Anonymous Donation Sets Stage For Botanic Garden Expansion
Thanks to a big contribution from an anonymous donor, The Botanic Gardens at Historic Barns Park is getting its next major expansion this year.
According to Karen Schmidt, who serves as board chairman for the Botanical Gardens Society, the nonprofit organization recently received $450,000 to put toward a new garden project. The money will be spent across three years and three phases at the Botanic Gardens property, located at the Grand Traverse Commons.
The new garden is the latest step in realizing a master plan that has been on the table since 2009. The Botanical Gardens Society itself dates back to 2000, when several community members got together with the goal of establishing a year-round botanical garden in the region. In 2004, when local voters passed a millage to purchase three parklands – including 56 acres at Historic Barns Park – the Botanical Gardens Society had found its home. By 2009, the society had 25 acres to turn into The Botanic Gardens. The nonprofit has been working ever since to raise funds and complete an ambitious plan of building restorations and unique garden spaces.

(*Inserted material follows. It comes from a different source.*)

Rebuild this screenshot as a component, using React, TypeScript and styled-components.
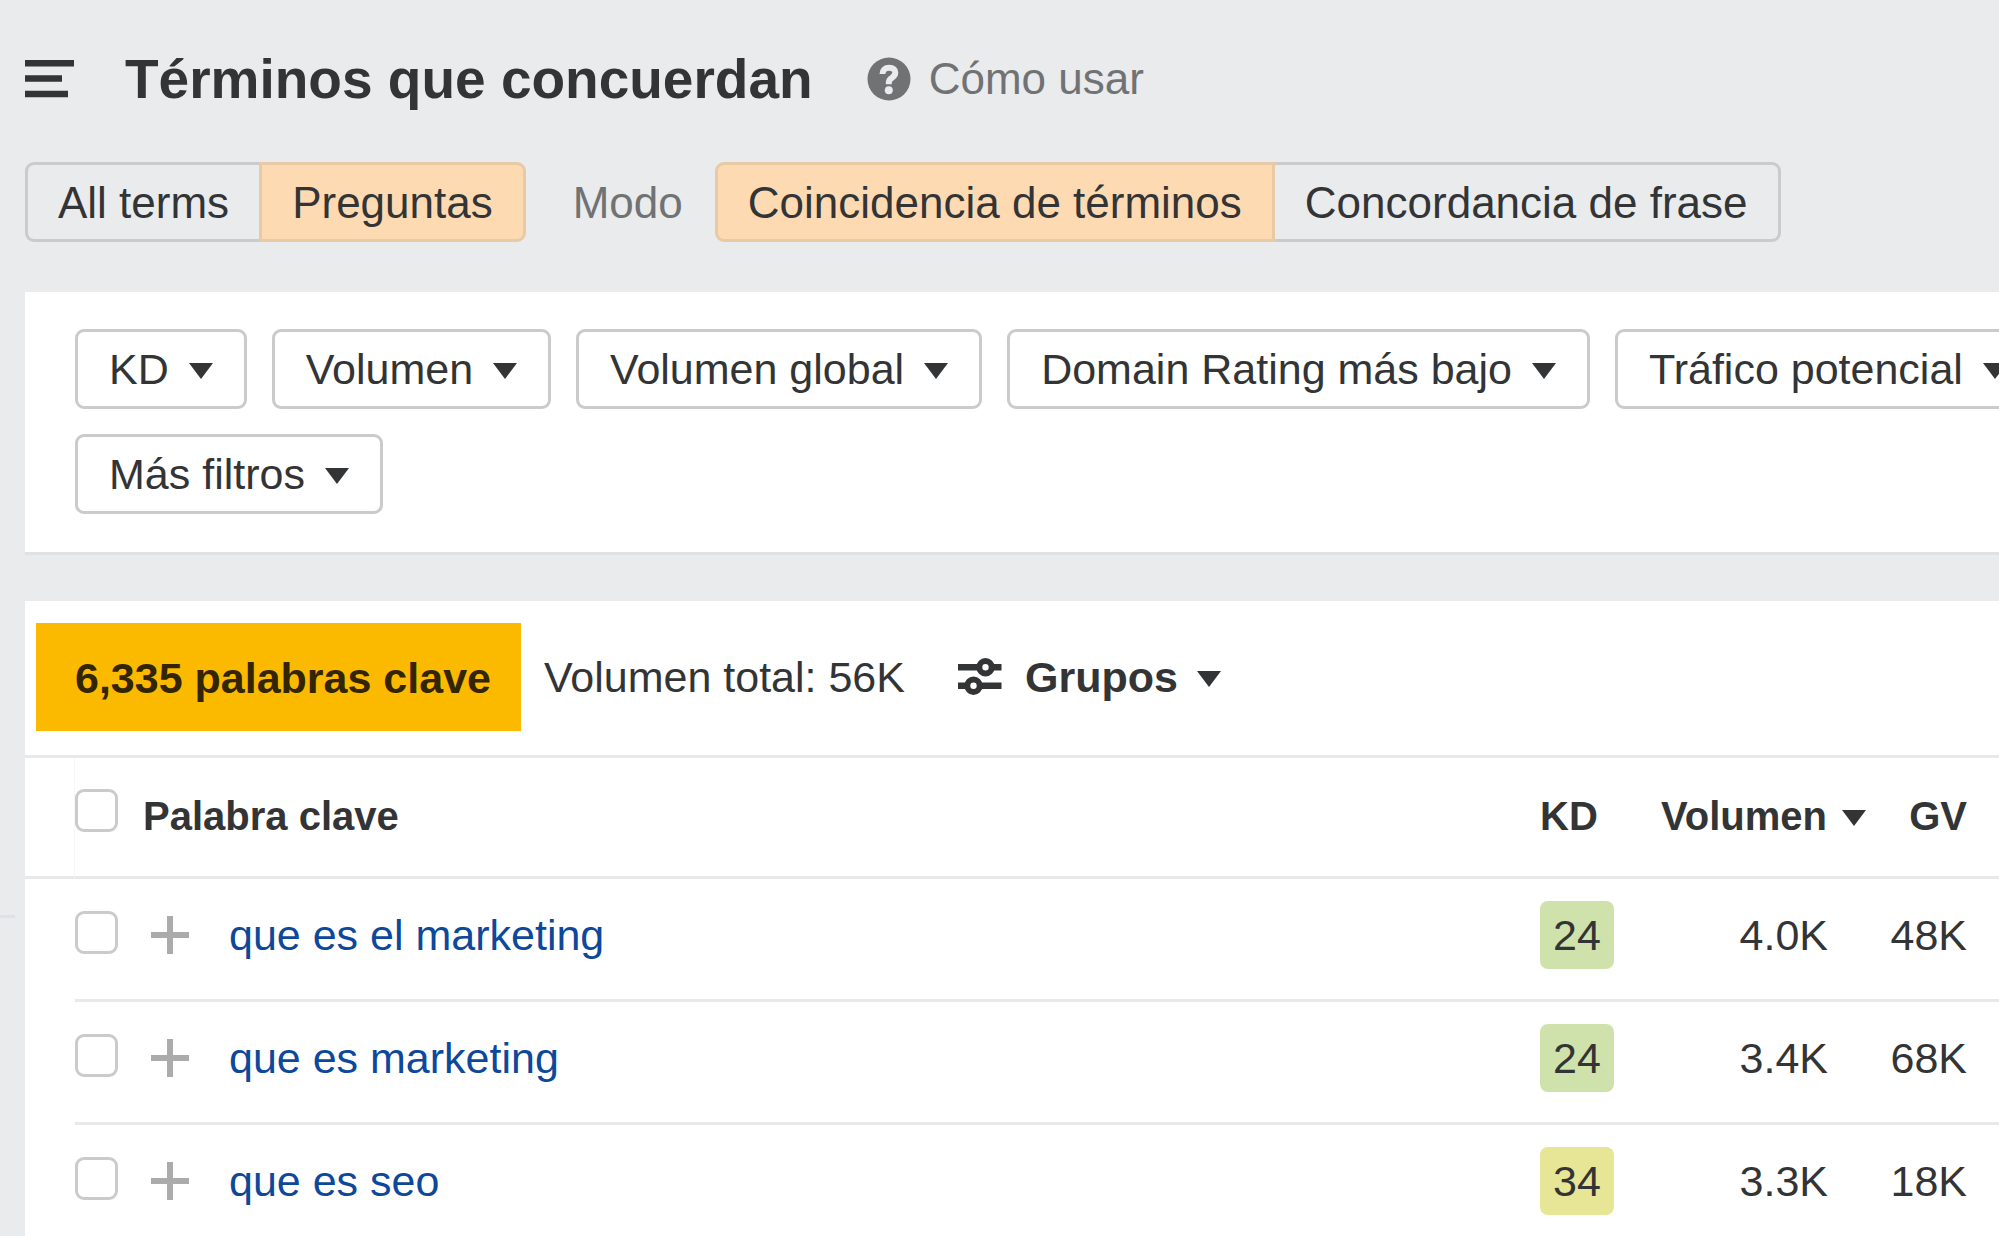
import React from "react";
import styled, { createGlobalStyle } from "styled-components";

const INK = "#333435";
const MUTED = "#707274";
const LINE = "#e8e9ea";
const CONTROL_LINE = "#cacbcc";

const GlobalStyle = createGlobalStyle`
  *, *::before, *::after { box-sizing: border-box; }
  body {
    margin: 0;
    background: #e9ebed;
    color: ${INK};
    font-family: "Liberation Sans", Arial, Helvetica, sans-serif;
    font-size: 43px;
    line-height: 50px;
  }
  button {
    font: inherit;
    color: inherit;
    cursor: pointer;
  }
`;

const Page = styled.div`
  display: grid;
  grid-template-columns: 25px minmax(0, 1fr);
  height: 100vh;
  overflow: hidden;
`;

const Rail = styled.aside`
  padding-top: 915px;
`;

const RailRule = styled.hr`
  width: 15px;
  height: 3px;
  margin: 0;
  border: 0;
  background: #dfe1e4;
`;

const Main = styled.main`
  min-width: 0;
`;

const Header = styled.header`
  display: flex;
  align-items: center;
  height: 162px;
  padding-bottom: 4px;
  white-space: nowrap;
`;

const PlainButton = styled.button`
  display: flex;
  align-items: center;
  padding: 0;
  border: 0;
  background: none;
`;

const Title = styled.h1`
  margin: 0 54px 0 50px;
  font-size: 55px;
  line-height: 64px;
  font-weight: 700;
`;

const HelpLink = styled.a`
  display: flex;
  align-items: center;
  gap: 18px;
  color: ${MUTED};
  font-size: 44px;
  text-decoration: none;
`;

const HeaderSection = styled.div`
  display: flex;
  flex-direction: column;
  height: 292px;
`;

const ModeBar = styled.div`
  display: flex;
  align-items: center;
  font-size: 44px;
  white-space: nowrap;
`;

const ModeLabel = styled.span`
  margin: 0 32px 0 47px;
  padding-top: 2px;
  color: ${MUTED};
`;

const Segments = styled.div`
  display: flex;
`;

const Segment = styled.button<{ $active?: boolean }>`
  height: 80px;
  padding: 2px 30px 0;
  border: 3px solid ${(p) => (p.$active ? "#e8caa6" : CONTROL_LINE)};
  background: ${(p) => (p.$active ? "#fedab3" : "transparent")};
  &:first-child {
    border-radius: 9px 0 0 9px;
    ${(p) => (p.$active ? "" : "border-right: 0;")}
  }
  &:last-child {
    border-radius: 0 9px 9px 0;
    ${(p) => (p.$active ? "" : "border-left: 0;")}
  }
`;

const Panel = styled.section`
  background: #fff;
  overflow: hidden;
`;

const FilterPanel = styled(Panel)`
  display: flex;
  flex-direction: column;
  gap: 25px;
  margin-bottom: 49px;
  padding: 37px 0 38px 50px;
  box-shadow: 0 3px 0 #dfe1e3;
`;

const FilterRow = styled.div`
  display: flex;
  gap: 25px;
`;

const FilterButton = styled.button`
  display: flex;
  flex: none;
  align-items: center;
  gap: 20px;
  height: 80px;
  padding: 0 31px;
  border: 3px solid #cbcbcb;
  border-radius: 9px;
  background: #fff;
  white-space: nowrap;
`;

const Toolbar = styled.div`
  display: flex;
  align-items: center;
  padding: 22px 0 24px 11px;
  border-bottom: 3px solid ${LINE};
  white-space: nowrap;
`;

const Highlight = styled.strong`
  padding: 30px 30px 28px 39px;
  background: #fbb900;
  color: #332500;
`;

const Total = styled.span`
  margin: 0 53px 0 23px;
`;

const GroupButton = styled(PlainButton)`
  gap: 19px;
  font-weight: 700;
`;

const Table = styled.table`
  width: 100%;
  border-collapse: separate;
  border-spacing: 0;
  table-layout: fixed;
`;

const Head = styled.th<{ $right?: boolean }>`
  height: 121px;
  padding: 0 0 3px;
  border-bottom: 3px solid ${LINE};
  font-size: 40px;
  text-align: ${(p) => (p.$right ? "right" : "left")};
  white-space: nowrap;
`;

const HeadGutter = styled.td`
  border-bottom: 3px solid ${LINE};
  border-right: 1px solid #f7f7f8;
`;

const HeadCheck = styled(Head)`
  padding-bottom: 14px;
`;

const HeadLast = styled(Head)`
  padding-right: 32px;
`;

const SortButton = styled(PlainButton)`
  display: inline-flex;
  gap: 15px;
  font-weight: 700;
`;

const Gutter = styled.td`
  padding: 0;
`;

const Cell = styled.td`
  height: 123px;
  padding: 0 0 8px;
  border-bottom: 3px solid ${LINE};
  white-space: nowrap;
`;

const CheckCell = styled(Cell)`
  padding-bottom: 14px;
`;

const AddCell = styled(Cell)`
  padding-left: 8px;
`;

const VolumeCell = styled(Cell)`
  padding-right: 38px;
  text-align: right;
`;

const GlobalCell = styled(Cell)`
  padding-right: 32px;
  text-align: right;
`;

const Checkbox = styled.input`
  appearance: none;
  display: block;
  width: 43px;
  height: 43px;
  margin: 0;
  border: 3px solid #cbcbcb;
  border-radius: 9px;
  background: #fff;
  &:checked {
    background: #fedab3;
  }
`;

const KeywordLink = styled.a`
  color: #0d489b;
  text-decoration: none;
`;

const Difficulty = styled.span<{ $tone: string }>`
  display: flex;
  align-items: center;
  justify-content: center;
  width: 74px;
  height: 68px;
  border-radius: 8px;
  background: ${(p) => p.$tone};
`;

const CaretSvg = styled.svg`
  flex: none;
  margin-top: 4px;
`;

const Caret = () => (
  <CaretSvg width="24" height="16" viewBox="0 0 24 16" fill="currentColor" aria-hidden="true">
    <path d="M0 0H24L12 16Z" />
  </CaretSvg>
);

const MenuIcon = () => (
  <svg width="50" height="38" viewBox="0 0 50 38" fill="currentColor" aria-hidden="true">
    <path d="M0 0H49V6.500H0ZM0 15.300H37V21.800H0ZM0 30.700H43V37.200H0Z" />
  </svg>
);

const HelpIcon = () => (
  <svg width="44" height="44" viewBox="0 0 44 44" aria-hidden="true">
    <circle cx="22" cy="22" r="21.500" fill={MUTED} />
    <path
      d="M15.500 17C15.500 13 18 10.700 22.200 10.700C26.200 10.700 28.300 12.800 28.300 15.500C28.300 18 27 19.300 25 20.700C22.700 22.200 21.800 23.300 21.800 25.500V27.300"
      fill="none"
      stroke="#e9ebed"
      strokeWidth="6"
    />
    <circle cx="21.800" cy="33.300" r="4" fill="#e9ebed" />
  </svg>
);

const SlidersIcon = () => (
  <svg width="48" height="38" viewBox="0 0 48 38" fill="none" stroke="currentColor" strokeWidth="6.500" aria-hidden="true">
    <path d="M0 9.300H22M33 9.300H43.500M0 27.700H10M21 27.700H43.500" />
    <circle cx="27.500" cy="9.300" r="6.200" strokeWidth="6" />
    <circle cx="15.500" cy="27.700" r="6.200" strokeWidth="6" />
  </svg>
);

const PlusIcon = () => (
  <svg width="38" height="38" viewBox="0 0 38 38" stroke="#ababab" strokeWidth="6" aria-hidden="true">
    <path d="M19 0V38M0 19H38" />
  </svg>
);

const FILTERS = [
  ["KD", "Volumen", "Volumen global", "Domain Rating más bajo", "Tráfico potencial"],
  ["Más filtros"],
];

const ROWS = [
  { keyword: "que es el marketing", kd: 24, tone: "#d0e2ab", volume: "4.0K", global: "48K" },
  { keyword: "que es marketing", kd: 24, tone: "#d0e2ab", volume: "3.4K", global: "68K" },
  { keyword: "que es seo", kd: 34, tone: "#e7e596", volume: "3.3K", global: "18K" },
];

export default function App() {
  return (
    <>
      <GlobalStyle />
      <Page>
        <Rail>
          <RailRule />
        </Rail>
        <Main>
          <HeaderSection>
            <Header>
              <PlainButton type="button" aria-label="Menú">
                <MenuIcon />
              </PlainButton>
              <Title>Términos que concuerdan</Title>
              <HelpLink href="#ayuda">
                <HelpIcon />
                Cómo usar
              </HelpLink>
            </Header>
            <ModeBar>
              <Segments>
                <Segment type="button">All terms</Segment>
                <Segment type="button" $active aria-pressed="true">
                  Preguntas
                </Segment>
              </Segments>
              <ModeLabel id="modo">Modo</ModeLabel>
              <Segments role="group" aria-labelledby="modo">
                <Segment type="button" $active aria-pressed="true">
                  Coincidencia de términos
                </Segment>
                <Segment type="button">Concordancia de frase</Segment>
              </Segments>
            </ModeBar>
          </HeaderSection>

          <FilterPanel>
            {FILTERS.map((row) => (
              <FilterRow key={row[0]}>
                {row.map((label) => (
                  <FilterButton key={label} type="button" aria-haspopup="true">
                    {label}
                    <Caret />
                  </FilterButton>
                ))}
              </FilterRow>
            ))}
          </FilterPanel>

          <Panel>
            <Toolbar>
              <Highlight>6,335 palabras clave</Highlight>
              <Total>Volumen total: 56K</Total>
              <GroupButton type="button" aria-haspopup="true">
                <SlidersIcon />
                Grupos
                <Caret />
              </GroupButton>
            </Toolbar>
            <Table>
              <colgroup>
                <col style={{ width: 50 }} />
                <col style={{ width: 68 }} />
                <col style={{ width: 86 }} />
                <col />
                <col style={{ width: 75 }} />
                <col style={{ width: 251 }} />
                <col style={{ width: 133 }} />
              </colgroup>
              <thead>
                <tr>
                  <HeadGutter />
                  <HeadCheck>
                    <Checkbox type="checkbox" aria-label="Seleccionar todo" />
                  </HeadCheck>
                  <Head colSpan={2}>Palabra clave</Head>
                  <Head>KD</Head>
                  <Head $right>
                    <SortButton type="button">
                      Volumen
                      <Caret />
                    </SortButton>
                  </Head>
                  <HeadLast $right>GV</HeadLast>
                </tr>
              </thead>
              <tbody>
                {ROWS.map((row) => (
                  <tr key={row.keyword}>
                    <Gutter />
                    <CheckCell>
                      <Checkbox type="checkbox" aria-label={row.keyword} />
                    </CheckCell>
                    <AddCell>
                      <PlainButton type="button" aria-label="Añadir">
                        <PlusIcon />
                      </PlainButton>
                    </AddCell>
                    <Cell>
                      <KeywordLink href="#palabra">{row.keyword}</KeywordLink>
                    </Cell>
                    <Cell>
                      <Difficulty $tone={row.tone}>{row.kd}</Difficulty>
                    </Cell>
                    <VolumeCell>{row.volume}</VolumeCell>
                    <GlobalCell>{row.global}</GlobalCell>
                  </tr>
                ))}
              </tbody>
            </Table>
          </Panel>
        </Main>
      </Page>
    </>
  );
}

Schmidt says the Botanical Gardens Society is now working on the property’s ninth garden. That project, a Pollinator Garden, will feature 600 different plants that attract local pollinators, including hummingbirds, butterflies, bees, and other types of insects and birds. Schmidt says the new garden will be installed in May.
The $450,000 donation, meanwhile, is earmarked for a part of the master plan that includes a stone labyrinth and a Healing Garden.
“We’ve had a master site plan since we first started here, and part of that was a large Healing Garden in the north,” Schmidt says. “One of our themes is healing, because this space used to be the hospital farm. We wanted to have a whole large garden dedicated to healing and health. We temporarily put in a grass labyrinth in that spot, that people can just walk, but the goal was to have it be a stone labyrinth that you could do in a wheelchair.”
Phase one of the project is the construction of the new stone labyrinth, which will begin this month. Hallmark Construction will excavate a 60-foot circle at the site of the labyrinth and install a concrete retaining wall. In June, a company called Labyrinths in Stone will hand-lay 13,000 individual pieces of colored stone to build the labyrinth.
Phase two of the Healing Garden project is planned for 2020, with an Entry Garden that will incorporate a Native American medicine wheel. Schmidt says the Botanical Gardens Society is working closely with the Grand Traverse Band of Ottawa and Chippewa Indians to make sure the garden is an honest and respectful encapsulation of their history.
“With the Botanic Garden, we’ve really tried to focus on the history of this region as part of the garden’s theme,” Schmidt says. “A lot of that is the history of this property as the hospital farm. But the history before that was the Native Americans, so we wanted to do something to highlight and teach our visitors about our Native American communities who were here then and are still here now.”
Phase three, on the docket for 2021, will play directly into the association that the Historic Barns Park property has with the old State Hospital. Schmidt describes this part of the project as “a whole series of medicinal gardens,” featuring plants that have been used in the past – or are still used today – for healing and medicine.
Even after these projects, Schmidt says there will still be money left to raise and work to be done. The Botanical Gardens Society has a new road design that will soon replace the unpaved roads that lead from the hospital up to Historic Barns Park. There are plans to restore the old Wagon House on the property as a new education center, complete with roof-mounted solar panels. A new patio and public gathering spot is also in the plans. And in the long run, the goal is to make the Botanic Gardens year-round by building a heated conservatory – a piece Schmidt predicts will be “probably the most expensive investment in the garden.”
Ultimately, though, Schmidt notes that one of the great things about the Botanic Garden is how those investments in the property end up being investments in the local economy.
“We’ve already put $2.5 million into the garden in the last six years, and almost all of that went right back into the community,” she says. “We’ve hired local architects and local contractors. Local electricians did the lighting for our buildings. All the appliances we use were purchased locally. So, the project is really supportive of the community economically, just like the community supports us.”